'Ciddi insan hakları ihlalleri var'

Türkiye Barolar Birliği (TBB) Başkanı Özdemir Özok, yapılan değişikliklere ve düzenlemelere karşın Türkiye'de çok ciddi insan hakkı ihlallerinden, bir insanlık suçu olan işkenceden ve kötü muameleden söz edilebildiğini söyledi.

Yayınlanma: 20.12.2008 - 15:41
Abone Ol google-news

Türkiye Barolar Birliği (TBB) Başkanı Özdemir Özok, TBB İnsan Hakları ve Uygulama Merkezi tarafından Ankara Barosu Staj Eğitim Merkezi'nde düzenlenen ''İnsan Hakları Evrensel Bildirisinin Çeşitli Ülkeler Açısından Değerlendirilmesi'' konulu sempozyumun açılışında yaptığı konuşmada, tek kutuplu yeni dünya düzeninde uluslararası sermayenin, tüm insan hakları söylem ve eylemlerine karşın siyasal, sosyal ve ekonomik ilişkileri kendi yararı ve çıkarı doğrultusunda kurguladığını ifade etti.

Bunun insan hakları belge ve bildirilerinde tanımlanan, şekillenen ve açıklanan hak ve özgürlüklerin sadece metinlerde kalmasına neden olduğunu dile getiren Özok, ''Gelişmiş demokrasilerde bu hak ve özgürlüklerin savunucusu sivil baskı grupları güçlü bir biçimde geliştiği için kısmen mücadele yapılabilmektedir. Yoğun insan hakları ihlallerinin yaşandığı kapalı toplumlarda bu gelişme olmadığı için en ağır insan hakları ihlallerine rastlanabilmektedir'' dedi.

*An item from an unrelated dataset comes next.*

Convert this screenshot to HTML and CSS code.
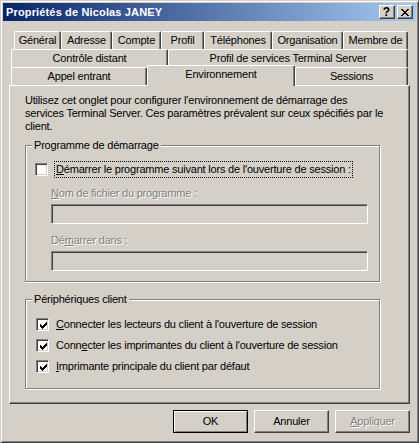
FILE: index.html
```html
<!DOCTYPE html>
<html lang="fr">
<head>
<meta charset="utf-8">
<title>Propriétés de Nicolas JANEY</title>
<link rel="stylesheet" href="styles.css">
</head>
<body>
<div class="window">
  <div class="titlebar">
    <span class="title">Propriétés de Nicolas JANEY</span>
    <div class="tbtns">
      <span class="tbtn help">?</span>
      <span class="tbtn close"><svg width="8" height="7" viewBox="0 0 8 7" shape-rendering="crispEdges"><path d="M0 0h2v1H0zM6 0h2v1H6zM1 1h2v1H1zM5 1h2v1H5zM2 2h4v1H2zM3 3h2v1H3zM2 4h4v1H2zM1 5h2v1H1zM5 5h2v1H5zM0 6h2v1H0zM6 6h2v1H6z" fill="#000"/></svg></span>
    </div>
  </div>
  <div class="content">
    <div class="tabs">
      <div class="tabrow r1">
        <div class="tab t-gen">Général</div>
        <div class="tab t-adr">Adresse</div>
        <div class="tab t-cpt">Compte</div>
        <div class="tab t-prf">Profil</div>
        <div class="tab t-tel">Téléphones</div>
        <div class="tab t-org">Organisation</div>
        <div class="tab t-mbr">Membre de</div>
      </div>
      <div class="tabrow r2">
        <div class="tab t-ctl">Contrôle distant</div>
        <div class="tab t-pts">Profil de services Terminal Server</div>
      </div>
      <div class="tabrow r3">
        <div class="tab t-app">Appel entrant</div>
        <div class="tab t-env sel">Environnement</div>
        <div class="tab t-ses">Sessions</div>
      </div>
    </div>
    <div class="panel">
      <p class="desc">Utilisez cet onglet pour configurer l'environnement de démarrage des<br>services Terminal Server. Ces paramètres prévalent sur ceux spécifiés par le<br>client.</p>

      <div class="group g1">
        <span class="legend">Programme de démarrage</span>
        <div class="cbrow">
          <span class="cb"></span>
          <span class="cblabel focus"><u>D</u>émarrer le programme suivant lors de l'ouverture de session :</span>
        </div>
        <span class="flabel first"><u>N</u>om de fichier du programme :</span>
        <div class="textbox"></div>
        <span class="flabel second">Dé<u>m</u>arrer dans :</span>
        <div class="textbox"></div>
      </div>

      <div class="group g2">
        <span class="legend">Périphériques client</span>
        <div class="cbrow first">
          <span class="cb"><svg class="tick" width="7" height="7" viewBox="0 0 7 7" shape-rendering="crispEdges"><path d="M0 2H1V3H2V4H3V3H4V2H5V1H6V0H7V3H6V4H5V5H4V6H3V7H2V6H1V5H0Z" fill="#000"/></svg></span>
          <span class="cblabel"><u>C</u>onnecter les lecteurs du client à l'ouverture de session</span>
        </div>
        <div class="cbrow">
          <span class="cb"><svg class="tick" width="7" height="7" viewBox="0 0 7 7" shape-rendering="crispEdges"><path d="M0 2H1V3H2V4H3V3H4V2H5V1H6V0H7V3H6V4H5V5H4V6H3V7H2V6H1V5H0Z" fill="#000"/></svg></span>
          <span class="cblabel">Conn<u>e</u>cter les imprimantes du client à l'ouverture de session</span>
        </div>
        <div class="cbrow">
          <span class="cb"><svg class="tick" width="7" height="7" viewBox="0 0 7 7" shape-rendering="crispEdges"><path d="M0 2H1V3H2V4H3V3H4V2H5V1H6V0H7V3H6V4H5V5H4V6H3V7H2V6H1V5H0Z" fill="#000"/></svg></span>
          <span class="cblabel"><u>I</u>mprimante principale du client par défaut</span>
        </div>
      </div>
    </div>
    <div class="buttons">
      <div class="btn default">OK</div>
      <div class="btn">Annuler</div>
      <div class="btn disabled"><span><u>A</u>ppliquer</span></div>
    </div>
  </div>
</div>
</body>
</html>
```
FILE: styles.css
```css
* { box-sizing: border-box; }
html, body { margin: 0; padding: 0; background: #D4D0C8; }
body {
  font-family: "Liberation Sans", Arial, sans-serif;
  font-size: 11px;
  line-height: 13px;
  letter-spacing: -0.2px;
  color: #000;
}
.window {
  width: 419px;
  height: 443px;
  border: 1px solid;
  border-color: #D4D0C8 #404040 #404040 #D4D0C8;
  box-shadow: inset 1px 1px #fff, inset -1px -1px #808080;
  padding: 2px;
  background: #D4D0C8;
  display: flex;
  flex-direction: column;
}
.titlebar {
  height: 18px;
  flex: none;
  background: linear-gradient(to right, #0A246A, #A6CAF0);
  display: flex;
  align-items: center;
  padding: 0 3px 0 3px;
}
.title {
  flex: 1;
  color: #fff;
  font-weight: bold;
  letter-spacing: 0.15px;
  white-space: nowrap;
}
.tbtns { display: flex; gap: 2px; }
.tbtn {
  width: 16px;
  height: 14px;
  background: #D4D0C8;
  border: 1px solid;
  border-color: #fff #404040 #404040 #fff;
  box-shadow: inset -1px -1px #808080;
  display: flex;
  align-items: center;
  justify-content: center;
}
.help { font-weight: bold; font-size: 12px; line-height: 12px; padding-right: 1px; letter-spacing: 0; }
.close svg { display: block; }

.content { padding: 10px 6px 0 6px; }

.tabrow { display: flex; height: 18px; }
.r1 { padding: 0 2px 0 5px; }
.r2, .r3 { padding: 0 2px 0 2px; }
.tab {
  flex: none;
  height: 18px;
  border-top: 1px solid #fff;
  border-left: 1px solid #fff;
  border-right: 1px solid #404040;
  box-shadow: inset -1px 0 #808080;
  border-radius: 2px 2px 0 0;
  text-align: center;
  padding-top: 2px;
  white-space: nowrap;
  background: #D4D0C8;
}
.t-gen { width: 47px; }
.t-adr { width: 51px; }
.t-cpt { width: 49px; }
.t-prf { width: 43px; }
.t-tel { width: 68px; }
.t-org { width: 71px; }
.t-mbr { width: 65px; }
.t-ctl { width: 157px; }
.t-pts { width: 240px; }
.t-app { width: 136px; }
.t-env { width: 148px; }
.t-ses { width: 113px; }
.tab.sel {
  height: 21px;
  margin-top: -2px;
  position: relative;
  z-index: 1;
}

.panel {
  height: 319px;
  border: 1px solid;
  border-color: #fff #404040 #404040 #fff;
  box-shadow: inset -1px -1px #808080;
  padding: 8px 0 0 15px;
}
.desc { margin: 0; white-space: nowrap; }

.group {
  width: 355px;
  border: 1px solid #808080;
  box-shadow: inset 1px 1px #fff, 1px 1px #fff;
  display: flex;
  flex-direction: column;
  align-items: flex-start;
}
.g1 { margin-top: 12px; height: 137px; }
.g2 { margin-top: 17px; height: 90px; }
.legend {
  margin: -7px 0 0 6px;
  padding: 0 2px;
  background: #D4D0C8;
}
.cbrow {
  display: flex;
  align-items: center;
  height: 17px;
  padding-left: 9px;
  margin-top: 4px;
}
.g1 .cbrow { margin-top: 9px; }
.g2 .cbrow { padding-left: 10px; }
.g2 .cbrow.first { margin-top: 10px; }
.g2 .cblabel { margin-left: 5px; }
.cb {
  width: 13px;
  height: 13px;
  flex: none;
  background: #fff;
  border: 1px solid;
  border-color: #808080 #fff #fff #808080;
  box-shadow: inset 1px 1px #404040, inset -1px -1px #D4D0C8;
  padding: 2px;
}
.tick { display: block; margin: 1px 0 0 1px; }
.cblabel {
  margin-left: 6px;
  padding: 1px 1px;
  border: 1px solid transparent;
  white-space: nowrap;
}
.cblabel.focus { border: 1px dotted #000; }
.flabel {
  margin-left: 25px;
  color: #808080;
  text-shadow: 1px 1px 0 #fff;
}
.flabel.first { margin-top: 9px; }
.flabel.second { margin-top: 10px; }
.textbox {
  width: 317px;
  height: 20px;
  margin: 4px 0 0 25px;
  border: 1px solid;
  border-color: #808080 #fff #fff #808080;
  box-shadow: inset 1px 1px #404040, inset -1px -1px #D4D0C8;
}

.buttons {
  display: flex;
  justify-content: flex-end;
  gap: 6px;
  margin-top: 6px;
}
.btn {
  width: 75px;
  height: 23px;
  border: 1px solid;
  border-color: #fff #404040 #404040 #fff;
  box-shadow: inset -1px -1px #808080;
  display: flex;
  align-items: center;
  justify-content: center;
}
.btn.default {
  border-color: #000;
  box-shadow: inset 1px 1px #fff, inset -1px -1px #808080;
}
.btn.disabled {
  color: #808080;
  text-shadow: 1px 1px 0 #fff;
}
```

''İnsan hakları'' adına ''insani müdahale''nin yapıldığı her yerde durumun daha da kötüye giderek açlık, salgın hastalık, kitlesel göç, iç savaş, korku ve gelecek endişesi gibi evrensel bildirinin güvence altına aldığı hak ve özgürlüklerin yok edildiğini vurgulayan Özok, şunları kaydetti: ''Özellikle savaş ve şiddetin girdabında olan Afrika ülkelerinden Kongo'da, Cezayir'de, Somali'de, Mozambik'te, Ruanda'da, Uganda'da, Sudan'da, Etiyopya'da, Angola'da, Liberya ve Fildişi Sahilleri'nde yaşananlardan ve son olarak Orta Doğu ve Irak'ta sergilenenlerden sonra, İnsan Hakları Evrensel Bildirgesi ve onun dünya çapında uygulayıcısı ve koruyucusu olan Birleşmiş Milletler Teşkilatı'nın varlık nedenleri yeniden gözden geçirilmelidir. İnsan hakları her insana bir gün mutlaka gerekli olacaktır. Yapılan ihlallerin bir gün kendisine de yapılabileceğini düşünen her uygar insan gerekli demokratik tepkilerini göstermek durumundadır. Haksızlığın sona erdiği, adaletin süreklilik kazandığı, hukukun egemen olduğu, bir dünya ancak böyle yaratılabilir.''

Özok, insan haklarının uluslararası uygulamalarında görülen olumsuzlukların benzerlerinin ulusal uygulamalarda da görüldüğünü ve bir çok olumlu girişime karşın ülke notunun oldukça düşük kaldığını savundu. Türkiye'de yıllardır insan haklarına dayalı demokratik bir toplum yaratılması yönünde çok ciddi çalışmalar yapıldığını ve buna bağlı yasal düzenlemeler gerçekleştirildiğini anlatan Özok, özellikle AB uyum yasaları çerçevesinde insan hakları boyutuyla çok ciddi Anayasa değişiklikleri yapıldığına işaret etti. Özok, ''Bunca değişikliğe ve düzenlemeye karşın ülkemizde çok ciddi insan hakkı ihlallerinden, bir insanlık suçu olan işkenceden ve kötü muameleden söz edilebilmektedir'' diye konuştu.

İnsan hakları bildirgesinin yayımlanışının 60. yılında insanların bildirgenin temel amacı olan ''korku ve yoksulluk'' duygularından kurtulamadığını ifade eden Özok, ''Oysa unutulmamalıdır ki insan sahip olduğu hak ve özgürlükleriyle birlikte insandır'' dedi.